> _Task to carry out_
It is required that the lines from the top of the listing through the line with "const tabs = ['Lottery" be reproduced exactly, excluding pictures.

>> START Recorded data

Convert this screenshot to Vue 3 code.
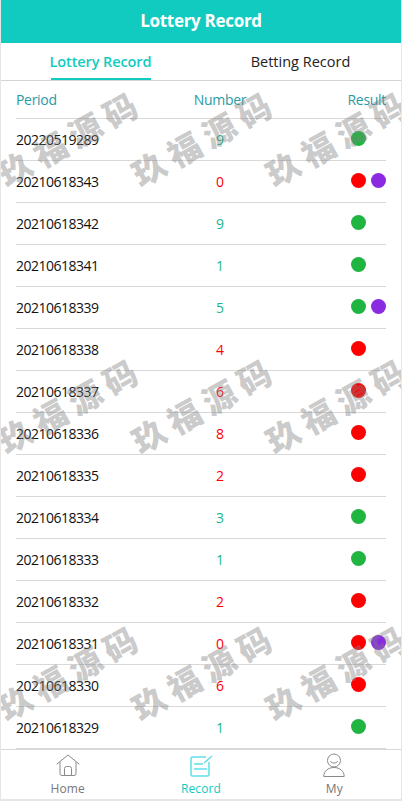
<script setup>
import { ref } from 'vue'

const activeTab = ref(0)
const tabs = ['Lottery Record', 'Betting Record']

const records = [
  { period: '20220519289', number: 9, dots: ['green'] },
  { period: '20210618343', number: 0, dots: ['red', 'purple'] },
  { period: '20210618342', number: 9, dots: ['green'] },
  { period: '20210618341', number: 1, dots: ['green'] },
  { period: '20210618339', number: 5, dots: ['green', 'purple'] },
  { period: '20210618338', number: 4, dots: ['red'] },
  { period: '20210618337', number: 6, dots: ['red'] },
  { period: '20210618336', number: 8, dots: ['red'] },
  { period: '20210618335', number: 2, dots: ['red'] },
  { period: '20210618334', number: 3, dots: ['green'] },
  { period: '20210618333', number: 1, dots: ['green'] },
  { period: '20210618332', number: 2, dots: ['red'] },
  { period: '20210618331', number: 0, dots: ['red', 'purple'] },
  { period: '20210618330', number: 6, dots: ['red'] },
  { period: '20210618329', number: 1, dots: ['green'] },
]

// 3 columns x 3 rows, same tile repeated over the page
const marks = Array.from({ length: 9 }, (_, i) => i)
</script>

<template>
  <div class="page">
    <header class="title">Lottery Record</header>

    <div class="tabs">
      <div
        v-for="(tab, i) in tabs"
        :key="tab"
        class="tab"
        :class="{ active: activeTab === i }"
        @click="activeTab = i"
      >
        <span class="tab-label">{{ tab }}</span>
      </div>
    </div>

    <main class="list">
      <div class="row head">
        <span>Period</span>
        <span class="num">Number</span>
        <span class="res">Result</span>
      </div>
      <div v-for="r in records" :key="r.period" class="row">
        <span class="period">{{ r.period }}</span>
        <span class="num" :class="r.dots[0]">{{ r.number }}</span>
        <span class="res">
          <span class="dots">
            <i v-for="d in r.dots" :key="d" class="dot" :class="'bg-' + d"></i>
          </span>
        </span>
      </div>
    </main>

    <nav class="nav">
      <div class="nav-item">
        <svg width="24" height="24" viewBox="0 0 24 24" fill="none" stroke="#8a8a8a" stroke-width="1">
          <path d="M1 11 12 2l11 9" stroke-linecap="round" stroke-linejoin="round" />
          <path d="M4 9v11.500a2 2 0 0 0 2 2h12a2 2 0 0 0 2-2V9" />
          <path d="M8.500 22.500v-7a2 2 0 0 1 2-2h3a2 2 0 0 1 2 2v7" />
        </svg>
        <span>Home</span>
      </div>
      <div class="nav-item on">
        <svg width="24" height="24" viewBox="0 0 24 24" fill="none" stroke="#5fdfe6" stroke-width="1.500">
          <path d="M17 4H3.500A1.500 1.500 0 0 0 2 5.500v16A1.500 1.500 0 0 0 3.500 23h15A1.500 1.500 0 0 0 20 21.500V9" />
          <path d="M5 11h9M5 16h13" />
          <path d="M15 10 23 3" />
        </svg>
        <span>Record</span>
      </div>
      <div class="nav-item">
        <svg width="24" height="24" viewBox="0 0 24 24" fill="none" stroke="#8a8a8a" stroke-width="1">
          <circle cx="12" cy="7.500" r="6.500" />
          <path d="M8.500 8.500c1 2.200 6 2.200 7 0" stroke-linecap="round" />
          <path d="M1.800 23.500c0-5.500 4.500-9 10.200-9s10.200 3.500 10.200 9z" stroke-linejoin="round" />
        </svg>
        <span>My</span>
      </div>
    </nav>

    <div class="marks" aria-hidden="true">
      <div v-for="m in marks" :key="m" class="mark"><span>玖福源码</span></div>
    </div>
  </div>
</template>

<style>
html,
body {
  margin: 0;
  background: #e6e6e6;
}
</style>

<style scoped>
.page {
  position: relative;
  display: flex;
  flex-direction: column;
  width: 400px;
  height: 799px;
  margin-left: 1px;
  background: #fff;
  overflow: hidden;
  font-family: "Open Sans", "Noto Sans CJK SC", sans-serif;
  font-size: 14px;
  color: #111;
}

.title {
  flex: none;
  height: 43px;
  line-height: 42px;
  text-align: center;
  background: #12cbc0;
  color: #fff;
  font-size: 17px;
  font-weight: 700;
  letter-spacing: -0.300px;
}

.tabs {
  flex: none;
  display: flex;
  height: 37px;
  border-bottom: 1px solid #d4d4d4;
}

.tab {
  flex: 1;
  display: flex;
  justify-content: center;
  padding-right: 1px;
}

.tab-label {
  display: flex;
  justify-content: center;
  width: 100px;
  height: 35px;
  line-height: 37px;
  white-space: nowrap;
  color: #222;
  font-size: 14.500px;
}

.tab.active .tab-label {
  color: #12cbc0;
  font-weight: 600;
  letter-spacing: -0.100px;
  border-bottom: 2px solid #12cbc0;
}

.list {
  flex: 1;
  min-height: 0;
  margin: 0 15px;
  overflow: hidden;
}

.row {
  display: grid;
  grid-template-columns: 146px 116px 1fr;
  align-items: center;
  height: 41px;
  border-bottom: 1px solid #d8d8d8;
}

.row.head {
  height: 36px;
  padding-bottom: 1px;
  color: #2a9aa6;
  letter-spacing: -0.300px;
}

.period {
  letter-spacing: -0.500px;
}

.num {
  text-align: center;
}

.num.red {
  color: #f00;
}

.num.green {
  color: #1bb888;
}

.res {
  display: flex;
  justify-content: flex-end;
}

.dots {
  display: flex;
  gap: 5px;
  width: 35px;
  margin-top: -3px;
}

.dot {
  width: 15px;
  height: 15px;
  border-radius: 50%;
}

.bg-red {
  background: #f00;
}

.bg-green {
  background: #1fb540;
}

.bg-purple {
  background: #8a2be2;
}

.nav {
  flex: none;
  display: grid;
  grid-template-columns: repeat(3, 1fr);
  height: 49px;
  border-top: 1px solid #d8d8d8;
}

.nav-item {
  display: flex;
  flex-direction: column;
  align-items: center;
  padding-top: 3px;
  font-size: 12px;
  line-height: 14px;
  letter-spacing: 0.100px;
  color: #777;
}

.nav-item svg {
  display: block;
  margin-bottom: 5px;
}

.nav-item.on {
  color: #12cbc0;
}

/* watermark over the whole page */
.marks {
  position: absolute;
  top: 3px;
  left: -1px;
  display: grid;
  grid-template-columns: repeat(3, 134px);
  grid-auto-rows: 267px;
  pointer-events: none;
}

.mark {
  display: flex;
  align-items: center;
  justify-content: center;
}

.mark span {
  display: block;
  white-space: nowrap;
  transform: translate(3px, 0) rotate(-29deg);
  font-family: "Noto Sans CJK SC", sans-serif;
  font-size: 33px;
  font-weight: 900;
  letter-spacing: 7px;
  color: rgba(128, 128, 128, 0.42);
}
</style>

>> END Recorded data

> _Exercise result_
Convert this screenshot to Vue 3 code.
<script setup>
import { ref } from 'vue'

const activeTab = ref(0)
const tabs = ['Lottery Record', 'Betting Record']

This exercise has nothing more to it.